Reflecting on Thomas Muir’s legacy
- Stephen Coyle

- 1 hour ago
- 4 min read

AS 2025 came to a close, a fascinating presentation was delivered by Jimmy Watson, Chair of the Friends of Thomas Muir, in Grace’s Irish Centre in Glasgow (above).
The 1916 Rising Centenary Committee (Scotland) wish to place on record our thanks everyone who attended the successful event, especially those who travelled long distances.
Thomas Muir was born in Glasgow on August 25, 1765. A gifted student who graduated from Glasgow University with an MA aged 17, he became a member of the Faculty of Advocates. His passionate campaigning for freedom of speech and democracy was instrumental in sowing the seeds that brought about jury reforms and the universal right to vote.
Muir whose short life included a trial for alleged sedition, transportation to New South Wales, a dramatic escape from there on an American ship and adventures in Spanish Mexico and Cuba. He was seriously wounded in a naval battle off Cadiz, listed as ‘dead’ and then joyously welcomed to France as a ‘Hero of the French Republic.’
It is fitting to recall Muir’s connections with the United Irishmen in the 1790s. Although the movement which Muir helped to establish in Edinburgh in 1792—the Friends of the People—was initially concerned chiefly with reform of the parliament, Muir himself was associating with more radical elements and in September 1792 began a correspondence with Archibald Hamilton Rowan, secretary of the United Irishmen in Dublin.
Muir suggested closer liaison between his organisation and the Irish group and as a result received an Address of Fraternity from Dublin, which he circulated among delegates to a convention of the Friends of the People. When he rose to present the United Irish address, he was strongly opposed by conservative elements on the grounds that the address contained ‘treason against the union with England.’ Although the address was rejected, Muir soon became a marked man and shortly afterwards was arrested on a charge of sedition.
Released on bail, and abandoned by many of his former reformist colleagues, Muir headed for France, where he was greeted by many of the personalities of the Revolution, including Thomas Paine, and by some Irish emigré conspirators. In his absence, he was declared an outlaw in Scotland and expelled from his legal representative body. He sailed for Belfast and in July 1793 arrived in Dublin. He was immediately met by members of the United Irishmen, attended their meetings at Tailors’ Hall and was sworn in as a full member of the society. He spent a week with Hamilton Rowan at Rathcoffey and then decided to return to Scotland armed with masses of literature and letters for Scottish Republicans.

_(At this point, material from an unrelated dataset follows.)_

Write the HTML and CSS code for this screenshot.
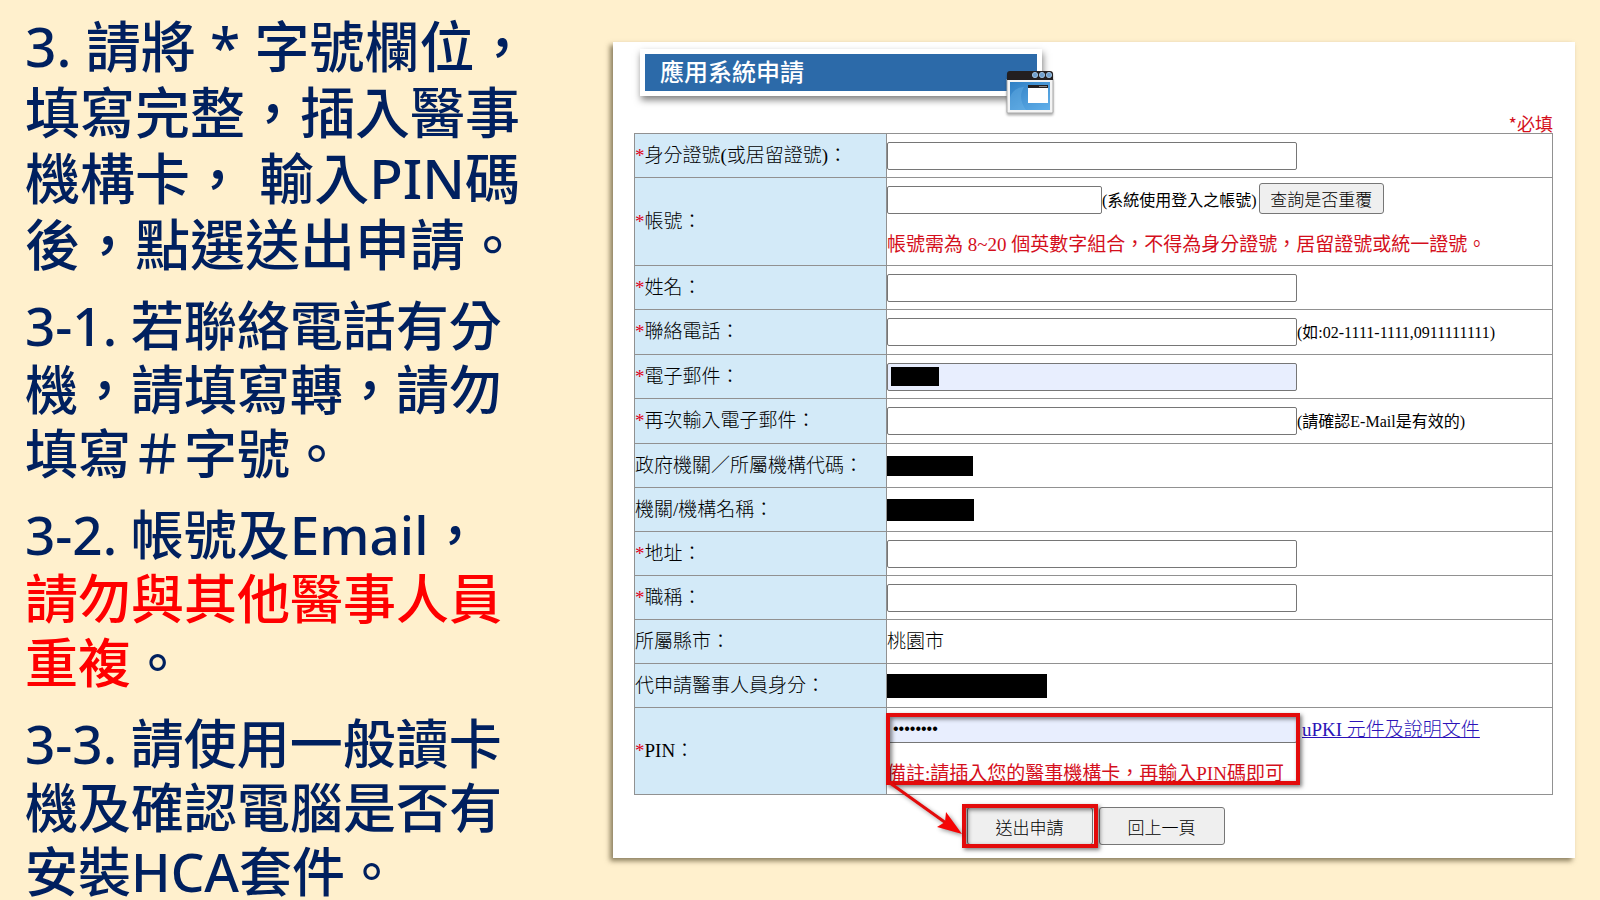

Undoubtedly Muir was impressed and enthused by the revolutionary mood in Dublin and Belfast and may have decided that it was time to return, clear his name and renew his activities.
He was arrested as soon as he set foot in Stranraer, tried for ‘seditious speeches, circulating seditious publications, such as The Rights of Man, and reading a seditious document in public, viz. the United Irishmen’s address.’ The sentence was 14 years transportation; a vindictive verdict aimed at destroying the Scottish revolutionary movement. But Muir’s three-hour speech from the dock and his manly behaviour turned him into a national hero. After his trial, and before he was deported, Muir was visited in jail by Hamilton Rowan and Simon Butler from the Dublin Society of United Irishmen, an event that did nothing to endear him to the authorities, particularly as four pistols, given to him by Hamilton Rowan, were discovered in his possession afterwards.
By this time, the reform movement in Scotland had become a totally revolutionary organisation modelled on the United Irishmen. It even adopted the name United Scotsmen and drew its main strength from the many immigrant weavers from Ulster who were already members of the United Irishmen. In fact, almost everyone accused of sedition in Scotland between 1797 and 1803 was a weaver; the best-known United Scotsman and martyr was George Mealmaker, a weaver who was transported to Botany Bay in 1798.
Napoleon Bonaparte had other ideas, of course, and neither Ireland nor Scotland obtained the French aid necessary for a successful revolution. Humbert’s small expeditionary force which landed at Killala was quickly routed. Napper Tandy, with 300 comrades, made a mere symbolic landing in County Donegal and sailed away again. No French troops ever set out for Scotland, despite Muir’s persistent representations to the Directory to the very end. He died, alone and unknown, in a small cottage at Chantilly in January 1799.
His legacy to Scotland, however, is abiding. With a new impetus towards national independence his life, deeds and words may once again be evoked by those who wish ‘to revive the spirit of our country and give it a national existence,’ as Muir himself said in 1798. A 90-foot monument on Calton Hill in Edinburgh, dedicated to the Scottish martyrs and carrying quotations from their trial speeches, was erected in 1844 with thousands attending the completion ceremony. The extract from Muir's speech from the dock reads: “I have devoted myself to the cause of the People; it is a good cause; it shall finally triumph.”